A huge 10 metre (33 ft) deep sinkhole has appeared in a suburb of Naples, Italy, following a water pipe that broke, causing the road above it to collapse.
The crater led to the evacuation of nearly 400 residents as the authorities hurried to cordon off the area.
It started off as a fairly large typical road pothole a few days ago. However, the leaking water pipe combined with heavy rains led to the ground subsiding significantly, creating a large crater.
When the land collapsed there was a “loud thud”, a female resident said. (Image: Il Mattino)
According to Il Mattino, a local newspaper, no buildings nearby have suffered any structural damage, but 380 people had to be found emergency accommodation in what local authorities described as a “precautionary measure”.
A female resident said she heard a loud thud at about 5am, looked out and saw a car falling into the chasm.
Civil engineers say the hole will be filled with concrete after it has been inspected and cleared of any further potential damage.
What is a sinkhole?
A sinkhole can be any hole in the ground resulting from erosion and the drainage of water. Some are just a few feet across, while others are big enough to engulf large buildings.
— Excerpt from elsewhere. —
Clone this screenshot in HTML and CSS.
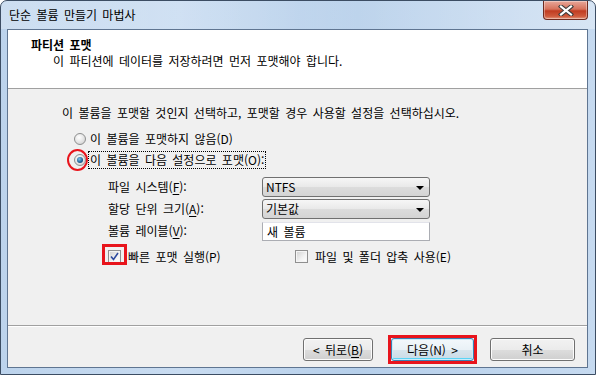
FILE: index.html
```html
<!DOCTYPE html>
<html lang="ko">
<head>
  <meta charset="UTF-8">
  <title>단순 볼륨 만들기 마법사</title>
  <link rel="stylesheet" href="styles.css">
</head>
<body>
  <div class="window">
    <!-- title bar -->
    <div class="titlebar">
      <span class="title">단순 볼륨 만들기 마법사</span>
      <button class="close">
        <svg width="16" height="11" viewBox="0 0 16 11">
          <path d="M3 1.5 L13 9.5 M13 1.5 L3 9.5" stroke="#3b3b3b" stroke-width="4.2" stroke-linecap="square"/>
          <path d="M3 1.5 L13 9.5 M13 1.5 L3 9.5" stroke="#fff" stroke-width="2.2" stroke-linecap="square"/>
        </svg>
      </button>
    </div>

    <div class="client">
      <div class="header">
        <h1>파티션 포맷</h1>
        <p>이 파티션에 데이터를 저장하려면 먼저 포맷해야 합니다.</p>
      </div>

      <div class="body">
        <p class="intro">이 볼륨을 포맷할 것인지 선택하고, 포맷할 경우 사용할 설정을 선택하십시오.</p>

        <div class="radios">
          <label class="radio-row">
            <span class="radio"></span>
            <span>이 볼륨을 포맷하지 않음(D)</span>
          </label>
          <label class="radio-row">
            <span class="radio checked"></span>
            <span class="focus">이 볼륨을 다음 설정으로 포맷(O):</span>
            <span class="mark-ellipse"></span>
          </label>
        </div>

        <div class="form">
          <span class="lbl">파일 시스템(<u>F</u>):</span>
          <div class="select">NTFS<span class="arrow"></span></div>
          <span class="lbl">할당 단위 크기(<u>A</u>):</span>
          <div class="select">기본값<span class="arrow"></span></div>
          <span class="lbl">볼륨 레이블(<u>V</u>):</span>
          <div class="textbox">새 볼륨</div>
        </div>

        <div class="checks">
          <label class="check-row first">
            <span class="check checked">
              <svg width="9" height="9" viewBox="0 0 9 9"><path d="M1 4.5 L3.5 7.5 L8 1" stroke="#2d4a9e" stroke-width="1.6" fill="none"/></svg>
            </span>
            <span>빠른 포맷 실행(P)</span>
            <span class="mark-box"></span>
          </label>
          <label class="check-row">
            <span class="check"></span>
            <span>파일 및 폴더 압축 사용(E)</span>
          </label>
        </div>
      </div>

      <div class="footer">
        <button class="btn back">&lt; 뒤로(<u>B</u>)</button>
        <button class="btn next">다음(N) &gt;<span class="mark-btn"></span></button>
        <button class="btn cancel">취소</button>
      </div>
    </div>
  </div>
</body>
</html>
```

FILE: styles.css
```css
:root {
  --frame: #b9d1ea;
  --face: #f0f0f0;
  --text: #000;
  --mark: #e8141c;
  --font: "Noto Sans CJK KR", "Noto Sans", sans-serif;
}
*, *::before, *::after { box-sizing: border-box; margin: 0; padding: 0; }
body {
  width: 596px;
  height: 375px;
  overflow: hidden;
  background: #fff;
  font-family: var(--font);
  font-size: 12px;
  color: var(--text);
  word-spacing: 2px;
}
u { text-decoration: underline; text-underline-offset: 2px; }

.window {
  width: 596px;
  height: 375px;
  border: 1px solid #3c4d63;
  border-radius: 7px 7px 0 0;
  background: linear-gradient(to right, #bcd3ec 0%, #c9dcf1 30%, #b6cfea 60%, #c6daf0 100%);
  padding: 0 7px 6px 6px;
  display: flex;
  flex-direction: column;
}

/* title bar */
.titlebar {
  height: 28px;
  display: flex;
  justify-content: space-between;
  align-items: flex-start;
  background: linear-gradient(to right, rgba(255,255,255,0.25), rgba(255,255,255,0.05) 50%, rgba(255,255,255,0.3));
  margin: 0 -7px 0 -6px;
  padding: 0 7px 0 7px;
  border-radius: 6px 6px 0 0;
}
.title {
  line-height: 28px;
  padding-left: 1px;
  color: #000;
}
.close {
  width: 45px;
  height: 19px;
  border: 1px solid #6e2b20;
  border-top: none;
  border-radius: 0 0 4px 4px;
  background: linear-gradient(to bottom, #e8a89a 0%, #d7725c 45%, #c03c21 55%, #cf5b3d 85%, #e49a80 100%);
  box-shadow: inset 0 0 0 1px rgba(255,255,255,0.35);
  display: flex;
  align-items: center;
  justify-content: center;
}

/* client area */
.client {
  flex: 1;
  border: 1px solid #5f7591;
  background: var(--face);
  display: flex;
  flex-direction: column;
}
.header {
  height: 59px;
  background: #fff;
  border-bottom: 1px solid #a0a0a0;
  padding: 7px 0 0 23px;
}
.header h1 {
  font-size: 12px;
  font-weight: 700;
  line-height: 16px;
}
.header p {
  line-height: 16px;
  padding-left: 22px;
}

.body {
  flex: 1;
  padding: 16px 0 0 54px;
  display: flex;
  flex-direction: column;
}
.intro { line-height: 16px; }

.radios {
  margin: 7px 0 0 12px;
  display: flex;
  flex-direction: column;
}
.radio-row {
  height: 21px;
  display: flex;
  align-items: center;
  gap: 4px;
  position: relative;
}
.radio {
  width: 12px;
  height: 12px;
  border-radius: 50%;
  border: 1px solid #8e8f8f;
  background: radial-gradient(circle at 40% 35%, #fff 0%, #e6e6e6 50%, #c9c9c9 100%);
  display: flex;
  align-items: center;
  justify-content: center;
}
.radio.checked::after {
  content: '';
  width: 6px;
  height: 6px;
  border-radius: 50%;
  background: radial-gradient(circle at 40% 35%, #7fc4f0 0%, #1c5f93 60%, #0c3c66 100%);
}
.focus {
  outline: 1px dotted #000;
  outline-offset: 1px;
  line-height: 14px;
}
.mark-ellipse {
  position: absolute;
  left: -7px;
  top: 0;
  width: 21px;
  height: 22px;
  border: 2px solid var(--mark);
  border-radius: 50%;
}

.form {
  margin: 7px 0 0 46px;
  display: grid;
  grid-template-columns: 154px 168px;
  grid-auto-rows: 20px;
  row-gap: 2px;
  align-items: center;
}
.lbl { line-height: 16px; }
.select {
  height: 20px;
  border: 1px solid #707070;
  border-radius: 3px;
  background: linear-gradient(to bottom, #f6f6f6 0%, #e9e9e9 50%, #dcdcdc 51%, #d4d4d4 100%);
  padding-left: 3px;
  line-height: 18px;
  position: relative;
  font-size: 12px;
}
.arrow {
  position: absolute;
  right: 5px;
  top: 8px;
  border-left: 4px solid transparent;
  border-right: 4px solid transparent;
  border-top: 4px solid #000;
}
.textbox {
  height: 19px;
  border: 1px solid #abadb3;
  border-top-color: #e2e3ea;
  background: #fff;
  padding-left: 4px;
  line-height: 17px;
}

.checks {
  margin: 5px 0 0 46px;
  height: 20px;
  display: flex;
  align-items: center;
}
.check-row {
  display: flex;
  align-items: center;
  gap: 7px;
  position: relative;
}
.check-row.first { width: 187px; }
.check {
  width: 13px;
  height: 13px;
  border: 1px solid #8f8f8f;
  background: linear-gradient(135deg, #cfcfcf 0%, #f2f2f2 60%, #fff 100%);
  box-shadow: inset 0 0 0 1px #f4f4f4;
  display: flex;
  align-items: center;
  justify-content: center;
}
.mark-box {
  position: absolute;
  left: -6px;
  top: -4px;
  width: 25px;
  height: 21px;
  border: 3px solid var(--mark);
}

/* buttons */
.footer {
  height: 42px;
  border-top: 1px solid #a0a0a0;
  box-shadow: inset 0 1px 0 #fff;
  display: flex;
  justify-content: flex-end;
  align-items: flex-start;
  padding: 12px 12px 0 0;
}
.btn {
  height: 23px;
  font-family: var(--font);
  font-size: 12px;
  word-spacing: 2px;
  color: #000;
  border: 1px solid #707070;
  border-radius: 3px;
  background: linear-gradient(to bottom, #f2f2f2 0%, #ebebeb 50%, #dddddd 51%, #cfcfcf 100%);
  box-shadow: inset 0 0 0 1px #fcfcfc;
  position: relative;
}
.back { width: 70px; }
.next {
  width: 83px;
  margin-left: 18px;
  border-color: #3c7fb1;
  box-shadow: inset 0 0 0 1px #c9ecfb, inset 0 -2px 0 #5cd4f5;
  background: linear-gradient(to bottom, #f3f8fb 0%, #e9f1f6 50%, #d8e5ed 51%, #c9dbe6 100%);
}
.cancel { width: 85px; margin-left: 16px; }
.mark-btn {
  position: absolute;
  left: -4px;
  top: -4px;
  right: -4px;
  bottom: -4px;
  border: 3px solid var(--mark);
}
```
Most sinkholes are the result of natural processes, but human activity can also trigger them.
There are two basic types of sinkholes: 1. A cover-subsistence sinkhole – it evolves gradually over time. 2. A cover-collapse sinkhole – it appears suddenly.
While understandably the sudden ones create headlines, both types are formed by the same basic mechanism.
Sinkholes are more common in areas of land where soluble rock such as gypsum or limestone can be dissolved by water.
In the case of cover-subsidence sinkholes, the bedrock becomes exposed and over time is eventually worn down, with the holes usually filled with water (they become ponds).
The same happens with cover-collapse sinkholes, but nobody sees what is developing under the ground.